Alguns vizinhos chegam a entrar em sua casa para ver uma flor. “Ela é uma senhora inteligente, mora numa casa muito bonita, mas fala muito pouco da vida pessoal. Só sei que ela mora só e tem um filho”, ressalta Scatralhi.

Antes de morar em Ribeirão Preto, Solange fixou residência no bairro de Pinheiros, em São Paulo. As constantes investidas de vizinhos e o medo que tem de ser descoberta por jornalistas, pesquisadores e historiadores fizeram com que ela se encastelasse no interior paulista. Mulher de poucos amigos, passa a maior parte do tempo sozinha. Tem duas empregadas que são orientadas a não passar informação alguma sobre sua rotina.

A professora universitária Isabel Pedroni, 44 anos, ficou surpresa quando descobriu que a vizinha chefiou a censura. “Ela não deveria se envergonhar de ter feito esse trabalho. Até porque era natural censurar obras de arte nas décadas de 70 e 80. Ela deveria era contar em um livro os bastidores dessa atividade. Isso ajudaria o brasileiro a entender os critérios que os censores usavam para vetar as obras.”


A sanha dos burocratas

O conteúdo de ofícios trocados entre os chefes da Divisão de Censura de Diversões Públicas (DCDP) e os superintendentes da Polícia Federal mostra a insatisfação de altos burocratas com a falta de regras e de estrutura para o trabalho durante a ditadura militar. As reclamações, porém, contrastam com o número de letras musicais analisadas pelo órgão, que, em um ano, chegou a 50 mil. O Correio teve acesso aos relatórios dos censores produzidos entre 1963 e 1986 e guardados na sede do Arquivo Nacional no Rio e na coordenação regional do órgão em Brasília. Entre 2 de janeiro e 17 de novembro de 1969, por exemplo, os técnicos analisaram 51.662 letras — dessas, segundo o relatório, 395 foram proibidas.

Um dos relatórios foi produzido em 1974 e assinado por Hugo Póvoa da Silva, diretor em exercício da divisão. Em março daquele ano, o órgão contava com 34 técnicos e 48 funcionários administrativos. Silva diz que o ideal seriam 147 censores: 96 para avaliação de filmes, 24 para televisão, cinco para letras musicais, 10 para cargos de chefia e 12 “efetivo em férias, por mês”.

Preocupação

Uma carta de janeiro de 1985, escrita por João Bispo da Hora — então chefe do Serviço de Censura de Diversões Públicas no Rio Grande do Sul — e endereçada à temida diretora da DCDP, Solange Hernandes, mostra a preocupação dos técnicos com a carreira: “Sabe V.Sa. muito melhor do que nós das dificuldades encontradas na reforma da legislação, na recolocação do quadro de técnicos da censura no seu devido lugar dentro do DPF (...), enfim, nas definições necessárias para evitar aflições e ansiedades, para dar mais segurança”.

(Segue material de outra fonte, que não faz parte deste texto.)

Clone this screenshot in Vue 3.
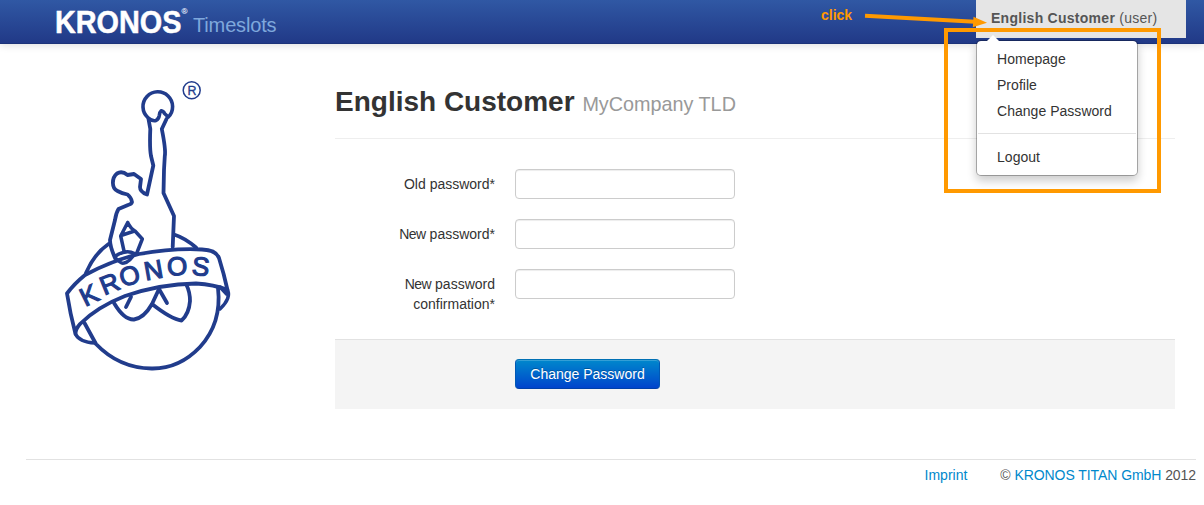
<script setup>
const fields = [
  { lead: '', text: 'Old password*' },
  { lead: 'New', text: ' password*' },
  { lead: 'New', text: ' password confirmation*' },
]
const menu = ['Homepage', 'Profile', 'Change Password']
const letters = [
  { c: 'K', x: 89, y: 295.2, r: -26 },
  { c: 'R', x: 109.5, y: 283.6, r: -22 },
  { c: 'O', x: 129.5, y: 275.8, r: -17 },
  { c: 'N', x: 153.5, y: 270, r: -10 },
  { c: 'O', x: 177, y: 266.2, r: -3 },
  { c: 'S', x: 200.8, y: 266.4, r: 6 },
]
</script>

<template>
  <div class="page">
    <header class="navbar">
      <div class="brand">
        <svg class="wordmark" width="133" height="44" viewBox="0 0 133 44">
          <text x="-1" y="33" font-size="31" font-weight="bold" textLength="126.5" lengthAdjust="spacingAndGlyphs" class="wm">KRONOS</text>
          <text x="125.500" y="14" font-size="8" class="wm-reg">®</text>
        </svg>
        <span class="product">Timeslots</span>
      </div>
      <div class="user">
        <a class="toggle"><b>English Customer</b> (user)</a>
        <div class="dropdown">
          <i class="caret"></i>
          <a v-for="m in menu" :key="m">{{ m }}</a>
          <hr>
          <a>Logout</a>
        </div>
      </div>
    </header>

    <div class="body">
      <aside>
        <svg class="logo" width="185" height="305" viewBox="55 75 185 305">
          <g fill="none" stroke="#213c8c" stroke-width="3.8" stroke-linejoin="round" stroke-linecap="round">
            <path stroke-width="3.6" d="M168.300 117 A14.800 14.800 0 1 0 147.800 117.500 Q152 121.500 156 120.500 Q158.800 119 159.300 115.500 Q159.700 112 161.300 110.700 Q163.500 111 164.500 113.500 L168.300 117" />
            <path d="M148.500 119 L150.300 129 Q149.500 148 151 156 L153.300 165.500 L147 194.500 Q140 192 140 187 L141 179 L134 174 L127.500 175 Q122 170.500 117 173.500 Q112.800 177 112.900 183 Q113 189 117.500 191 Q122 193.500 127.500 194.500 Q131 197 132 202 Q131.500 204 128 205 L118.500 209 Q116 213 115 220 L110 240 Q110 247 115.500 259" />
            <path d="M166.500 119 L161.800 129 Q166 150 164.800 156 L164 170 L163.500 193 L174 216 L172.700 247" />
            <path stroke-width="3.5" d="M127.700 222.500 L120.700 236 L124 251 M127.700 222.500 Q131 229 135 231 L142.300 239 L137 252.500 M121 235.500 L134.500 231 M115 257 Q121 264.500 124 263 Q130 262 134.500 253.500 Q126 249 115.500 256" />
            <path d="M108.500 244 Q94 254 86 273 M174 234.500 Q185 238 196 247.500" />
            <path d="M218 288 Q222 323 200 347 Q179 369 151.500 368.500 Q119 368 96 344 L84.500 323" />
            <path d="M67 293.500 Q74 284 85 275 Q111 261 139 254 Q173 248 202 249.500 Q216 250 219 258 Q224 274 227.500 290 Q214 284.500 196 283.500 Q160 284 125 296 Q97 307 80 324 Q75.500 329 75.500 334 Q70 313 67 293.500 Z" />
            <path d="M75.500 334 Q79 342 95 343 M227.500 290 Q231.500 298 220 309 M220 287 L226.500 294" stroke-width="3.4" />
            <path d="M114 303 Q124 320 134 319.500 Q144 318 152 304 L159 289 M131 297 L126 307 M159 289 L167 303 M152 304 Q171 319 181.500 320.500 Q189 314 190 301 Q190 292 186.500 285" />
            <circle cx="191.700" cy="90.300" r="8.500" stroke-width="1.5" />
          </g>
          <text class="reg" x="191.900" y="94.800">R</text>
          <text v-for="(l, i) in letters" :key="i" class="band" :transform="`translate(${l.x} ${l.y}) rotate(${l.r})`" y="9">{{ l.c }}</text>
        </svg>
      </aside>
      <main>
        <h1>English Customer <small>MyCompany TLD</small></h1>
        <form>
          <div v-for="f in fields" :key="f.text" class="row">
            <label><span class="tight">{{ f.lead }}</span>{{ f.text }}</label>
            <input type="password">
          </div>
          <div class="actions"><button type="button">Change Password</button></div>
        </form>
      </main>
    </div>

    <footer>
      <a>Imprint</a>
      <span class="copyright">© <a>KRONOS TITAN GmbH</a> 2012</span>
    </footer>

    <svg class="note" width="360" height="200" viewBox="810 0 360 200">
      <text x="821" y="20">click</text>
      <path d="M865 15.800 L975 21.700" stroke="#f90" stroke-width="4" />
      <path d="M973.500 16.700 L987 22.800 L972.800 27.300 Z" fill="#f90" />
      <rect x="946" y="30" width="213" height="161" fill="none" stroke="#f90" stroke-width="4" />
    </svg>
  </div>
</template>

<style>
body { margin: 0; background: #fff; }
</style>

<style scoped>
.page { position: relative; width: 1204px; height: 505px; overflow: hidden; font: 14px/20px "Liberation Sans", Arial, sans-serif; color: #333; }
.navbar { height: 44px; box-sizing: border-box; border-bottom: 1px solid #1c3379; display: flex; justify-content: space-between; padding: 0 18px 0 56px; background: linear-gradient(#3058a4, #213987); box-shadow: 0 1px 8px rgba(0,0,0,.14); }
.brand { display: flex; }
.wordmark { display: block; margin-right: 4px; overflow: visible; }
.wm { fill: #fff; stroke: #fff; stroke-width: .5px; }
.wm-reg { fill: #d5def0; stroke: #d5def0; stroke-width: .2px; }
.product { font-size: 20px; line-height: 50px; height: 44px; color: #7fa8dc; letter-spacing: -.15px; }
.user { position: relative; width: 210px; height: 38px; background: #e5e5e5; }
.toggle { display: block; padding: 8px 15px 0; color: #555; white-space: nowrap; letter-spacing: .27px; }
.dropdown { position: absolute; z-index: 2; left: 0; top: 40px; width: 162px; height: 136px; box-sizing: border-box; padding: 5px 1px; border: 1px solid rgba(0,0,0,.28); background: #fff; background-clip: padding-box; border-radius: 5px; box-shadow: 0 5px 10px rgba(0,0,0,.2); }
.dropdown a { display: block; padding: 3px 19px; line-height: 20px; color: #333; letter-spacing: .03px; }
.dropdown hr { border: 0; height: 1px; margin: 9px 0 10px; background: #e2e2e2; }
.caret { position: absolute; left: 10px; top: -6px; border: solid transparent; border-width: 0 6px 6px; border-bottom-color: #fff; }
.body { display: flex; height: 415px; }
aside { width: 280px; padding: 31px 0 0 55px; flex: none; }
.logo { display: block; }
.band { font-size: 26px; text-anchor: middle; fill: #213c8c; stroke: #213c8c; stroke-width: 1.2px; }
.reg { font-size: 12.5px; text-anchor: middle; fill: #213c8c; stroke: #213c8c; stroke-width: .3px; }
main { width: 840px; }
h1 { margin: 38px 0 30px; height: 56px; border-bottom: 1px solid #eee; font-size: 28px; line-height: 40px; white-space: nowrap; }
h1 small { font-size: 19.8px; font-weight: normal; color: #999; }
.row { display: flex; gap: 20px; margin-bottom: 20px; height: 30px; }
.row label { width: 160px; padding: 5px 0 0 50px; box-sizing: border-box; text-align: right; }
.tight { letter-spacing: -.5px; }
.row input { width: 220px; height: 30px; box-sizing: border-box; border: 1px solid #ccc; border-radius: 4px; box-shadow: inset 0 1px 1px rgba(0,0,0,.075); background: #fff; margin: 0; }
.actions { margin-top: 40px; height: 70px; box-sizing: border-box; border-top: 1px solid #e2e2e2; background: #f4f4f4; padding: 19px 0 0 180px; }
.actions button { display: block; width: 145px; height: 30px; padding: 0; border: 1px solid; border-color: #0070b4 #0058b4 #0040a8; border-radius: 4px; background: linear-gradient(#0088cc, #0044cc); color: #fff; font: 14px/20px "Liberation Sans", Arial, sans-serif; text-shadow: 0 -1px 0 rgba(0,0,0,.25); box-shadow: inset 0 1px 0 rgba(255,255,255,.2); }
footer { margin: 0 8px 0 26px; height: 46px; box-sizing: border-box; border-top: 1px solid #e2e2e2; padding-top: 5px; display: flex; justify-content: flex-end; gap: 33px; color: #555; }
footer a { color: #0088cc; }
.copyright { letter-spacing: -.07px; }
.note { position: absolute; left: 810px; top: 0; z-index: 3; pointer-events: none; }
.note text { font-size: 14px; font-weight: bold; fill: #f90; }
</style>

Três meses depois da carta de João Bispo da Hora a Solange Hernandes, os serviços dos técnicos não eram mais necessários. Com a posse de José Sarney na Presidência, Solange deixou o cargo — e acabou substituída por Coriolano Fagundes, que iniciou a transição para a democracia na DCDP, extinta com a Constituição de 1988.

Uma carta sem assinatura recolhida por funcionários do Arquivo Nacional no Rio em meio a documentos produzidos por censores na superintendência da PF fluminense na década de 1990 mostra o esperneio dos técnicos da DCDP. Um funcionário se mostra insatisfeito com a notícia de um evento com a presença de artistas e do então ministro da Justiça Fernando Lyra, em julho de 1985, no Teatro Casa Grande. O censor temia que, a partir dali, os músicos se sentissem desobrigados a enviar letras à divisão. O homem ainda não sabia, mas o trabalho tinha chegado ao fim. (LC)


História da repressão

No Brasil, o controle da produção artística marcou o Estado Novo (regime dirigido por Getúlio Vargas, entre 1937 e 1945) e a ditadura militar (1964-1985). No primeiro período, era comum o uso de estratégias para convencer os artistas a cooperar com a propaganda oficial. Já com os militares, a repressão se deu de forma mais violenta, num confronto muitas vezes direto — que atingiu o ápice de agressividade após a instalação do AI 5, em 1968. Técnicos da PF eram orientados a vetar canções segundo critérios políticos e morais. Com a Constituição de 1967, foi criado um setor específico, subordinado à PF, para gerenciar os vetos: o Serviço de Censura e Diversões Públicas, rebatizado em 1974 como Divisão de Censura e Diversões Públicas (DCDP). Em 1979, a criação do Conselho Superior de Censura (colegiado com representantes do governo e da sociedade civil) abrandou a atuação da DCDP e apontou para o fim da linha dura. Mas, em descompasso à abertura política, a atuação dos censores adentraria a Nova República e assombraria a criação artística até a Constituição de 1988.E a pergunta fica no ar: Nunca será punida?